» WHAT YOU SHOULD DO
Leave out the pictures and repeat the rest of the material exactly.

» DATA
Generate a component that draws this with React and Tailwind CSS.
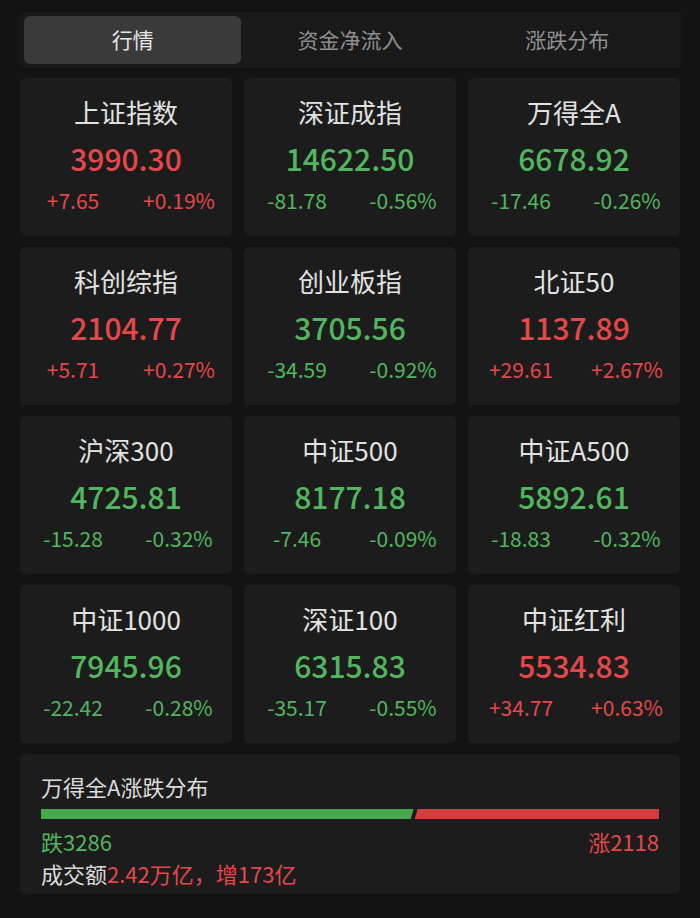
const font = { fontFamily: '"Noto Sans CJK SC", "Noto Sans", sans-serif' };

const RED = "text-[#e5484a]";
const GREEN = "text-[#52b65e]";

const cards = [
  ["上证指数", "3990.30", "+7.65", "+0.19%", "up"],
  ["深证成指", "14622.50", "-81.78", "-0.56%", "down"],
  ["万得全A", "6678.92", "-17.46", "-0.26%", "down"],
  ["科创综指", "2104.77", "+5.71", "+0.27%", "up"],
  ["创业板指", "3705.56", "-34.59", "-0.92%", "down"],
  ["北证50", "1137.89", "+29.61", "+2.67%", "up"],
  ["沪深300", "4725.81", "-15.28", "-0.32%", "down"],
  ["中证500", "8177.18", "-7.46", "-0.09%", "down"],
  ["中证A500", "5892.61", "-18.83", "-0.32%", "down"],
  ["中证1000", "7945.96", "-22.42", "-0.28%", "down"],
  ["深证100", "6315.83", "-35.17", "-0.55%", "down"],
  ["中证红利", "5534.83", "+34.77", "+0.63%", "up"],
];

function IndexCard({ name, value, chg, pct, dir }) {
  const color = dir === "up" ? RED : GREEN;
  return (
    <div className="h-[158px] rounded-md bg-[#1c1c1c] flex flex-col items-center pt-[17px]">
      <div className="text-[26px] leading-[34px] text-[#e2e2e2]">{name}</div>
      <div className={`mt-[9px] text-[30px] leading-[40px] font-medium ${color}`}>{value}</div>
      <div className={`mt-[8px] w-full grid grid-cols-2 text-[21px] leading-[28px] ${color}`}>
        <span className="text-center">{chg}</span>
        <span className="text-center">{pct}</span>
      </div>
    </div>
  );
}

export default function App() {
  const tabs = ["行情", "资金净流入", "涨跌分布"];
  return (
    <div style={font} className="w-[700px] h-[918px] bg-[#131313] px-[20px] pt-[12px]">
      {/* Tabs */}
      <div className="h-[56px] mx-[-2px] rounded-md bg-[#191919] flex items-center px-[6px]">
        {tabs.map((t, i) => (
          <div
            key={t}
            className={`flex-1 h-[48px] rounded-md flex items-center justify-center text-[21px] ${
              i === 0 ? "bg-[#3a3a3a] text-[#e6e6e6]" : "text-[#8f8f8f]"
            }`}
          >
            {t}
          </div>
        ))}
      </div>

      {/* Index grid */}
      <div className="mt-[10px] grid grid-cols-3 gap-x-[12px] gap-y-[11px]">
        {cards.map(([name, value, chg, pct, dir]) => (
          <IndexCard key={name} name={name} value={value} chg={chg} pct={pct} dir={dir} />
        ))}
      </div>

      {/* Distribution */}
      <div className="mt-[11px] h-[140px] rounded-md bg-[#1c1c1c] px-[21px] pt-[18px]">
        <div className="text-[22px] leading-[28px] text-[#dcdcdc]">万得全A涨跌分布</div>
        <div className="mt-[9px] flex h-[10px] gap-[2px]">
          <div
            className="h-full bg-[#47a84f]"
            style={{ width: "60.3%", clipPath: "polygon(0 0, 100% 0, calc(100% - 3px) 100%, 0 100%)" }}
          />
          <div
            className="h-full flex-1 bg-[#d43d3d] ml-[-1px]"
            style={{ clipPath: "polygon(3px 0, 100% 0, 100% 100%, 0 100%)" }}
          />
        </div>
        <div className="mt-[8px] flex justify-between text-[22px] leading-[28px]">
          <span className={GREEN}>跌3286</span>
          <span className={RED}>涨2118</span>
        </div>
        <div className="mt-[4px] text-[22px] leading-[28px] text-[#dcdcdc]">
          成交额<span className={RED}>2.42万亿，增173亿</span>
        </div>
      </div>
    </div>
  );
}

» ANSWER TO THIS EXERCISE
Generate a component that draws this with React and Tailwind CSS.
const font = { fontFamily: '"Noto Sans CJK SC", "Noto Sans", sans-serif' };

const RED = "text-[#e5484a]";
const GREEN = "text-[#52b65e]";

const cards = [
  ["上证指数", "3990.30", "+7.65", "+0.19%", "up"],
  ["深证成指", "14622.50", "-81.78", "-0.56%", "down"],
  ["万得全A", "6678.92", "-17.46", "-0.26%", "down"],
  ["科创综指", "2104.77", "+5.71", "+0.27%", "up"],
  ["创业板指", "3705.56", "-34.59", "-0.92%", "down"],
  ["北证50", "1137.89", "+29.61", "+2.67%", "up"],
  ["沪深300", "4725.81", "-15.28", "-0.32%", "down"],
  ["中证500", "8177.18", "-7.46", "-0.09%", "down"],
  ["中证A500", "5892.61", "-18.83", "-0.32%", "down"],
  ["中证1000", "7945.96", "-22.42", "-0.28%", "down"],
  ["深证100", "6315.83", "-35.17", "-0.55%", "down"],
  ["中证红利", "5534.83", "+34.77", "+0.63%", "up"],
];

function IndexCard({ name, value, chg, pct, dir }) {
  const color = dir === "up" ? RED : GREEN;
  return (
    <div className="h-[158px] rounded-md bg-[#1c1c1c] flex flex-col items-center pt-[17px]">
      <div className="text-[26px] leading-[34px] text-[#e2e2e2]">{name}</div>
      <div className={`mt-[9px] text-[30px] leading-[40px] font-medium ${color}`}>{value}</div>
      <div className={`mt-[8px] w-full grid grid-cols-2 text-[21px] leading-[28px] ${color}`}>
        <span className="text-center">{chg}</span>
        <span className="text-center">{pct}</span>
      </div>
    </div>
  );
}

export default function App() {
  const tabs = ["行情", "资金净流入", "涨跌分布"];
  return (
    <div style={font} className="w-[700px] h-[918px] bg-[#131313] px-[20px] pt-[12px]">
      {/* Tabs */}
      <div className="h-[56px] mx-[-2px] rounded-md bg-[#191919] flex items-center px-[6px]">
        {tabs.map((t, i) => (
          <div
            key={t}
            className={`flex-1 h-[48px] rounded-md flex items-center justify-center text-[21px] ${
              i === 0 ? "bg-[#3a3a3a] text-[#e6e6e6]" : "text-[#8f8f8f]"
            }`}
          >
            {t}
          </div>
        ))}
      </div>

      {/* Index grid */}
      <div className="mt-[10px] grid grid-cols-3 gap-x-[12px] gap-y-[11px]">
        {cards.map(([name, value, chg, pct, dir]) => (
          <IndexCard key={name} name={name} value={value} chg={chg} pct={pct} dir={dir} />
        ))}
      </div>

      {/* Distribution */}
      <div className="mt-[11px] h-[140px] rounded-md bg-[#1c1c1c] px-[21px] pt-[18px]">
        <div className="text-[22px] leading-[28px] text-[#dcdcdc]">万得全A涨跌分布</div>
        <div className="mt-[9px] flex h-[10px] gap-[2px]">
          <div
            className="h-full bg-[#47a84f]"
            style={{ width: "60.3%", clipPath: "polygon(0 0, 100% 0, calc(100% - 3px) 100%, 0 100%)" }}
          />
          <div
            className="h-full flex-1 bg-[#d43d3d] ml-[-1px]"
            style={{ clipPath: "polygon(3px 0, 100% 0, 100% 100%, 0 100%)" }}
          />
        </div>
        <div className="mt-[8px] flex justify-between text-[22px] leading-[28px]">
          <span className={GREEN}>跌3286</span>
          <span className={RED}>涨2118</span>
        </div>
        <div className="mt-[4px] text-[22px] leading-[28px] text-[#dcdcdc]">
          成交额<span className={RED}>2.42万亿，增173亿</span>
        </div>
      </div>
    </div>
  );
}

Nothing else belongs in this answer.